Requesting GPU Specific Resources

Recommended Reading: Lilac GPU Primer

It is important to note that the GPUs you request are multiples of your CPU topology. This only makes sense for 1CPU per GPU, which is why all the resource requests are ngpus_excel_p=1.

Trivia: When looking at GPU resource requests for LSF documentation from IBM, you will see ngpus_shared, ngpus_excl_p, and ngpus_excl_t. These correspond to sharedprocess exclusive, and thread exclusive mode respectively. Since all Lilac GPUs are in process exclusive mode, the only valid option is ngpus_excl_p.

Request 4 GPUs in process exclusive mode on 1 node to run on 4 CPUs

  • -n 4 -R "rusage[ngpus_excl_p=1]"
    • Note that the -n <N> acts as a multiple of ngpus_excl_p=M to get N*M = 4*1 = 4 GPUs

Request 6 GPUs in over 2 nodes (there are 4 gpus/node on Lilac) to run 6 total processes

  • -n 6 -R "rusage[ngpus_excl_p=1] span[ptile=3]"

Request a specific GPU model

  • -R select[gpu_model0=='GeForceGTX1080']
  • Since there is only one -R keyword (select), no outside double quotes are needed.
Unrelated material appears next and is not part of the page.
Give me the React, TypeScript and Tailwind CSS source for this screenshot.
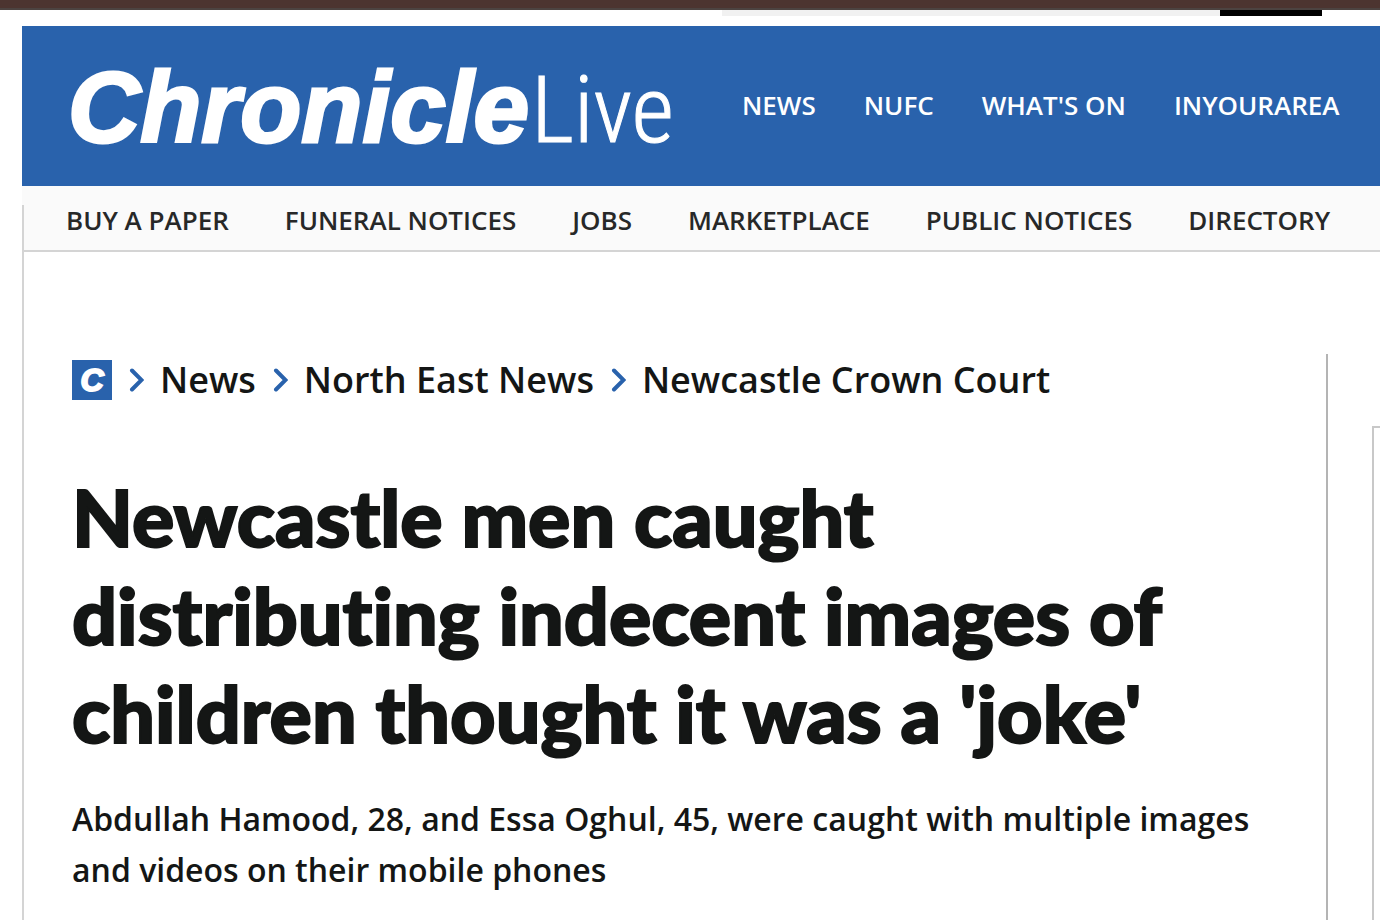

Emulate shared mode for 2 GPUs by activating the MPS service from Nvidia

  • -n 2 -env "LSB_START_JOB_MPS=Y" -R "rusage[ngpus_excl_p=1]"
    • Note: You can ONLY launch CUDA Contexts in this mode, no OpenCL.
    • The default for this option is "no" so you have to specifically request it
    • The GPU will still be in exclusive mode, and the process which will be running on it (inspectable through nvidia-smi on the node) will be the "nvidia-cuda-mps-server."
    • Up to 16 Contexts per GPU can be created in this mode.

Logic Operators in Resource Requests

LSF can support logical groups ({ }) and the "OR" operator (||) as part of the -R requirements string. This could be helpful for requesting particular sets of packing or hardware requirements.

  • –n <N> -R "{span[ptile=2] rusage[ngpus_excl_p=1]} || {span[ptile=4] rusage[ngpus_excl_p=1]}"
  • Requests N CPUs and GPUs packed either 2 per node, or 4 per node.